Five of the eight leading candidates in the race for NYC mayor have chimed in on the recent violence between Israel and Hamas. And the two competitors for first place, Andrew Yang and Eric Adams, faced fierce backlash for expressing their support for Israeli airstrikes on Hamas targets in the Gaza Strip.
Yang tweeted, “I’m standing with the people of Israel who are coming under bombardment attacks, and condemn the Hamas terrorists” hours after Hamas launched a barrage of missiles from Gaza aimed at Jerusalem. But he issued an apology the next day after being confronted by pro-Palestinian activists on the campaign trail. He was also disinvited to an event to distribute food ahead of the Muslim holiday Eid al-Fitr.
Adams, the new frontrunner according to recent polls, also came under fire for a tweet defending Israel, before deleting it and re-publishing it an hour later. This prompted the largest Muslim-American voting bloc, Emgage, to remove his name from consideration for an endorsement after the coalition of Muslim advocacy groups rescinded their endorsement of Scott Stringer, the city’s comptroller, who has been accused of sexual harassment.
The blowback prompted questions within both campaigns: would it be wise for candidates running for office to refrain from weighing in on foreign policy issues, especially ones as controversial as the Israeli-Palestinian conflict?
“Politicians as a collective group are not the bravest people, and they tend to avoid controversy wherever possible because controversy can cost votes,” said Hank Sheinkopf, a Democratic campaign consultant. Nonetheless, he said, his advice to candidates has always been that good ethics is good politics.
“The good politics here is what you think is appropriate morally, and morally the people of Israel are allowed to defend themselves,” he explained.
Mayor Bill de Blasio, who ignited controversy weeks after he assumed office in 2014 by telling a pro-Israel audience that “City Hall will always be open to AIPAC,” suggested that Yang and Adams were too fast to issue “a throwaway line or for expediency.” He maintained that politicians should speak from the heart and articulate their stance based on personal experience when commenting on complex issues.
Sheinkopf, who was a consultant for Mark Green’s campaign against Mike Bloomberg in 2001, said that Yang should have reconsidered backing off his original comments. “You can get away with not standing up for Israel,” he said, referring to the shifting views within the Democratic Party. “But what you can’t get away with is being in two places at the same time.”
David Greenfield, who has not endorsed any candidate as CEO of the Met Council, a New York-based Jewish charity, said that a majority of the 1.1 million Jews in New York — who are estimated to make up about 20% of the electorate in next month’s primary — expect candidates to take a strong pro-Israel position. But the challenge is that “it’s exceedingly difficult to weigh in on complex global issues in 280 characters or less,” continued Greenfield, a former Council member.
His advice: “Resist the urge to tweet and release detailed statements instead.”
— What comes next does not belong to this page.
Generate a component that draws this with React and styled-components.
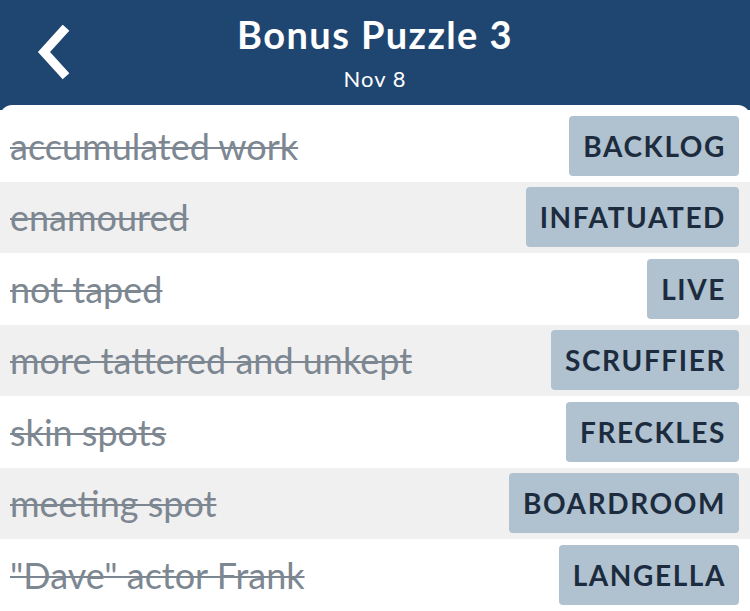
import React from 'react';
import styled, { createGlobalStyle } from 'styled-components';

const Global = createGlobalStyle`
  html, body {
    margin: 0;
    padding: 0;
    background: #1f4571;
    font-family: Lato, "Open Sans", sans-serif;
  }
`;

const Screen = styled.div`
  width: 750px;
  height: 611px;
  overflow: hidden;
  background: #1f4571;
  display: flex;
  flex-direction: column;
`;

const Header = styled.div`
  height: 105px;
  flex-shrink: 0;
  position: relative;
  display: flex;
  flex-direction: column;
  align-items: center;
  color: #fff;
`;

const Back = styled.button`
  position: absolute;
  left: 30px;
  top: 24px;
  width: 48px;
  height: 58px;
  border: 0;
  padding: 0;
  background: none;
  display: flex;
  align-items: center;
  justify-content: center;
`;

const Title = styled.div`
  font-size: 38px;
  font-weight: 700;
  letter-spacing: 1.4px;
  margin-top: 11px;
  line-height: 46px;
`;

const Sub = styled.div`
  font-size: 22px;
  letter-spacing: 1px;
  line-height: 26px;
  margin-top: 9px;
`;

const Panel = styled.div`
  flex: 1;
  background: #fff;
  border-radius: 12px 12px 0 0;
  padding-top: 5px;
`;

const Row = styled.div`
  height: 71.5px;
  display: flex;
  align-items: center;
  justify-content: space-between;
  padding: 0 11px 0 10px;
  background: ${(p) => (p.$shade ? '#f0f0f0' : '#fff')};
`;

const Clue = styled.span`
  font-size: 36px;
  color: #7d8792;
  text-decoration: line-through;
  text-decoration-thickness: 2px;
  white-space: nowrap;
`;

const Answer = styled.span`
  height: 60px;
  display: flex;
  align-items: center;
  padding: 0 13px 0 14px;
  background: #b0c1cf;
  border-radius: 4px;
  color: #1c2c3e;
  font-size: 28px;
  font-weight: 700;
  letter-spacing: 1.6px;
`;

const items = [
  ['accumulated work', 'BACKLOG'],
  ['enamoured', 'INFATUATED'],
  ['not taped', 'LIVE'],
  ['more tattered and unkept', 'SCRUFFIER'],
  ['skin spots', 'FRECKLES'],
  ['meeting spot', 'BOARDROOM'],
  ['"Dave" actor Frank', 'LANGELLA'],
];

export default function App() {
  return (
    <Screen>
      <Global />
      <Header>
        <Back aria-label="back">
          <svg width="40" height="56" viewBox="0 0 40 56">
            <path d="M29 6 L10 27 L29 48" fill="none" stroke="#fff" strokeWidth="9" strokeLinecap="square" />
          </svg>
        </Back>
        <Title>Bonus Puzzle 3</Title>
        <Sub>Nov 8</Sub>
      </Header>
      <Panel>
        {items.map(([clue, answer], i) => (
          <Row key={answer} $shade={i % 2 === 1}>
            <Clue>{clue}</Clue>
            <Answer>{answer}</Answer>
          </Row>
        ))}
      </Panel>
    </Screen>
  );
}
Stringer, who is polling in third place, took that piece of advice. In a statement given to the Forward last week, Stringer said that he supported Israel’s right to defend its people from terrorist groups, but also urged them to exercise caution and restraint to prevent further loss of life.
Dianne Morales, who is backed by leading progressive groups, accused both Israel and Hamas of wrongdoing.
Sophie Ellman-Golan, a spokesperson for Jews for Racial & Economic Justice, suggested the Israeli-Palestinian conflict is a local issue that requires the attention of the mayoral candidates. “New Yorkers have loved ones all over the globe, and are personally impacted by struggles all over the globe,” she said. “Anyone seeking to be mayor of our city must be able to have empathy for all their constituents — Palestinian New Yorkers and Israeli New Yorkers, Jewish New Yorkers and Muslim New Yorkers — especially at times like these.”
JFREJ’s political arm, The Jewish Vote, recently announced their endorsement of Morales as its first choice for mayor.
“Our next mayor must be able to take a firm and principled stance against state violence, discrimination, and ethnonationalism, both here and abroad,” said Ellman-Golan. “We have endured decades of mayoral administrations that make excuses for state violence and civil and human rights violations. No more.”
Matt Nosanchuk, president of the progressive advocacy group New York Jewish Agenda, said that in a city that prides itself on its internationalism, candidates shouldn’t ignore an issue of great global importance. At the same time, he maintained, they should be “giving voice to the silent majority in the Jewish community,” who support Israel’s security while also recognizing the tragedy suffered by Palestinians. Liberal Jews “don’t check their values at the border, and they care about Israel,” he said. “It’s inevitable that you are going to have to engage.”
Nosanchuk, who was a White House liaison to the Jewish community under President Obama, said that the candidates should “learn what the issues are and not assume that placating the political right checks the box on Israel and the Jewish community.”